Truth is the issue as the Bible delivers it, truth about God and what pleases him and what repentance looks like. To pick and choose what we believe about God is to leave us with God in his image, God who conforms to cultures standards, in fact it leaves us with no God, no salvation and no truth.

But God has revealed himself and repentance means living in the light of what has been revealed; that God loves us so much he sent his Son into the world to die in our place and to call us to repent and then live a life that pleases God.

Tuesday, 3 July 2007

Make every effort

Carrying on from yesterdays thoughts on 2 Peter 1, it is striking that Peter exhorts the believers to 'Make every effort to add to your faith'. Peter is not saying we can earn forgiveness and right standing before God because he has already said that the believers righteousness comes by faith in Christ and his achievements on the believers behalf. He goes on to say that (v3) God by his divine power grants us all we need for godliness and life. So God gives us everything we need but that does not remove the need to take and utilise what God has given us!

The word 'add' that Peter uses carried with it the notion of costly and generous cooperation. We are not just to pull our socks up on our own but we are to generously cooperate with God as he through his Word, Son and Spirit works in us to add to our faith these characteristics. How do we do that? I would suggest that it involve spending time in the Bible, the word of God, finding out what those characteristics look like en-fleshed as we see them in the life of Jesus. That making every effort is about having the desire to develop these godly attributes, it is to do with putting off sin and striving for Christ likeness.

It poses the question am I making every effort?
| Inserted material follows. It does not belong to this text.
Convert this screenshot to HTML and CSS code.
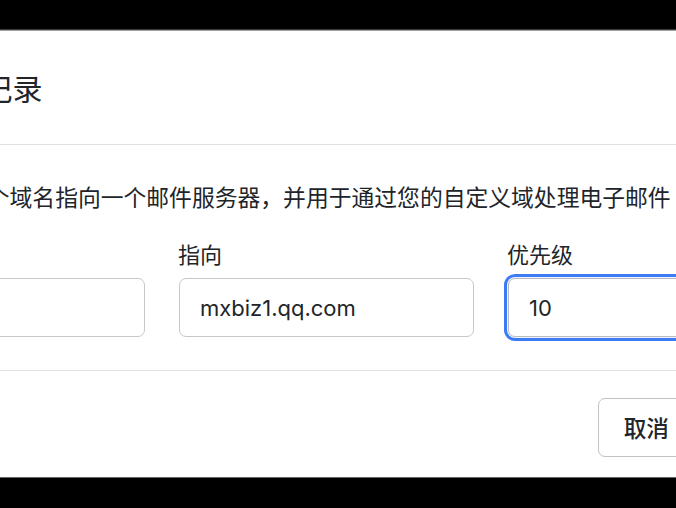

Maybe even am I making any effort to cooperate with God? To reject such a great offer of help would be foolish in the extreme and as Peter says would show that one had not grasped the magnitude of events at the cross.

Monday, 2 July 2007

Right-ness

We are all obsessed with being right, with having the right answer, with being proved right in our dispute with someone else. But what does it mean to be right before God?

In 2 Peter 1 he starts this letter with a reminder that “To those who through the righteousness of our God and Saviour Jesus Christ have received a faith as precious as ours.”

To be righteous is to be in a right standing before God, to be able to face God without being in your sin. God is holy and as such cannot even stand to look upon sin, and one day he will judge all sin, all rebellion, all rejection of his kingship. Now therein lies the problem because our rejection of God’s way of living means that we stand guilty before God. We don't in and of ourselves stand right before God, in fact we stand under just judgement and condemnation.

But says Peter the believer can stand right before God, and the basis of the believers right standing before God is “through the righteousness of our God and Saviour Jesus Christ” and it comes by faith. By faith in Jesus as the Messiah, God’s promised one, and Saviour, the one who dies in our place, saving us from the consequences of our sin, they and we can stand before God in a right relationship with him, viewed by him as his perfect children.

Do you see why faith is so fundamental? Because without faith in Jesus we have no chance of pleasing God, without faith in Jesus we are utterly bereft of any hope of ever escaping God’s righteous judgement for our refusal to acknowledge him as God and King.

But in Jesus, through faith we can be right!